The tariff conundrum: Some critics of the Biden tariff decision echoed earlier complaints about the Trump tariffs, including the charge that they function as a tax on consumers that will delay the implementation of much-needed environmental policies and technologies. "This is horrible news for American consumers and a major setback for clean energy," said Jared Polis, the Democratic governor of Colorado. "Tariffs are a direct, regressive tax on Americans and this tax increase will hit every family."

But some on both the left and the right said tariffs are needed to protect U.S. participation in the industries that will define the future. David Dayen, executive editor of progressive magazine The American Prospect, said that Biden’s effort at industrial policy makes the tariffs a necessity, at least in the short run. "[I]f you’re the White House, and you’ve just committed hundreds of billions of taxpayer dollars to creating a homegrown electric-vehicle industry and an entire ecosystem of batteries and minerals around it, you might want to make sure that commitment doesn’t go completely to waste," he wrote.

Still, tariffs alone won’t create the businesses of the future. "Domestic auto producers have to rise to the moment," Dayen said. If the industries protected by tariffs fail to invest properly and use them instead to simply raise prices and collect larger profits, then the policy could end up hurting U.S. consumers while acting as a drag on global economic growth.
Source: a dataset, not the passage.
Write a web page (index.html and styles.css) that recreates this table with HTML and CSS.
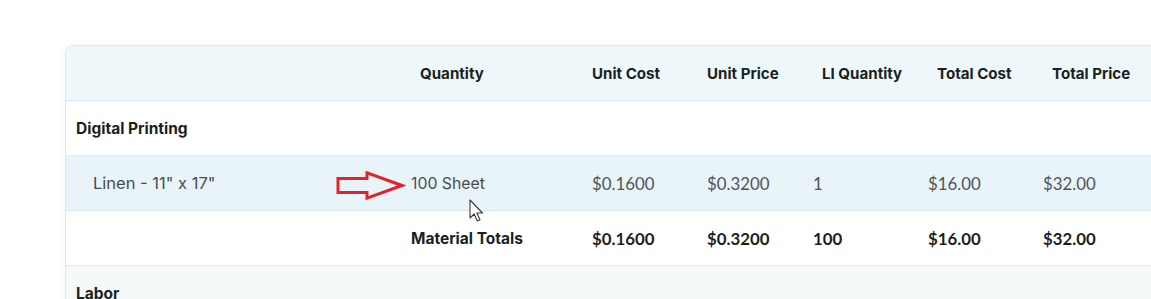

Editorial of the Day: Taking Down Trumponomics

Bloomberg’s Editorial Board warns that inflation will be a challenge for whichever candidate wins the presidency this November — and that "former President Donald Trump’s economic agenda seems to be dedicated to raising prices."

They cite Trump’s history of imposing tariffs — which they say "eliminated jobs, slashed incomes and cost consumers about $51 billion annually" — as well as his proposals for new tariffs, especially on products made in China. "Bloomberg Economics estimates that this would raise consumer prices by 2.5% over two years and reduce growth by 0.5%," the editors note.

In addition to trade wars, the editors warn that Trump’s reported plans regarding monetary policy and his flirtation with devaluing the dollar are both also likely to end up raising prices.

And then there’s Trump on taxes:

"He says he’ll extend the expiring provisions of the Tax Cuts and Jobs Act of 2017 and has at times mused about a further reduction in the corporate rate, to 15% from 21%. Recall that the drafters of the law tied themselves in knots to avoid acknowledging its true costs (hence the expirations). Extending it in full would cost about $3.8 trillion by 2033. A 15% corporate rate would cost perhaps a half-trillion more. Trump’s plans for further tax cuts — ‘I’ll give you a Trump middle class, upper class, lower class, business class big tax cut,’ he said at a rally on Saturday — remain rather nebulous, but fiscal discipline does not sound like the governing priority. It’s safe to say (at risk of repetition) that these policies, too, will contribute to higher prices."

A couple of caveats: We should note that critics of Biden’s policies complain that they are also frequently inflationary. And Bloomberg’s opinion writers note that Trump’s plans and promises can’t necessarily be taken literally or that these problematic policies may never take effect — but, they argue, it would be best not to find out what would happen if they do.

Quote of the Day: Powell’s Confidence in Falling Inflation ‘Not as High as It Was’

"It looks like it will take longer for us to become confident that inflation is coming down to 2% over time."

− Federal Reserve Chair Jerome Powell, at a Foreign Bankers’ Association event in Amsterdam, indicating again that interest rates will stay higher for longer as officials at the central bank wait for additional evidence that pricing pressures are easing. Powell offered a bullish outlook on the U.S. economy and job markets. And he said he expects inflation will decline after a series of higher readings so far this year, though he admitted that is confidence in that outlook "is not as high as it was."

The Fed chief did, however, downplay the chances of a rate hike and a new report that showed wholesale prices rose more than expected last month, calling the data mixed.

The consumer price index for April is due out Wednesday morning, and economists surveyed by Bloomberg estimate that it will show prices rose 3.4% over the previous year.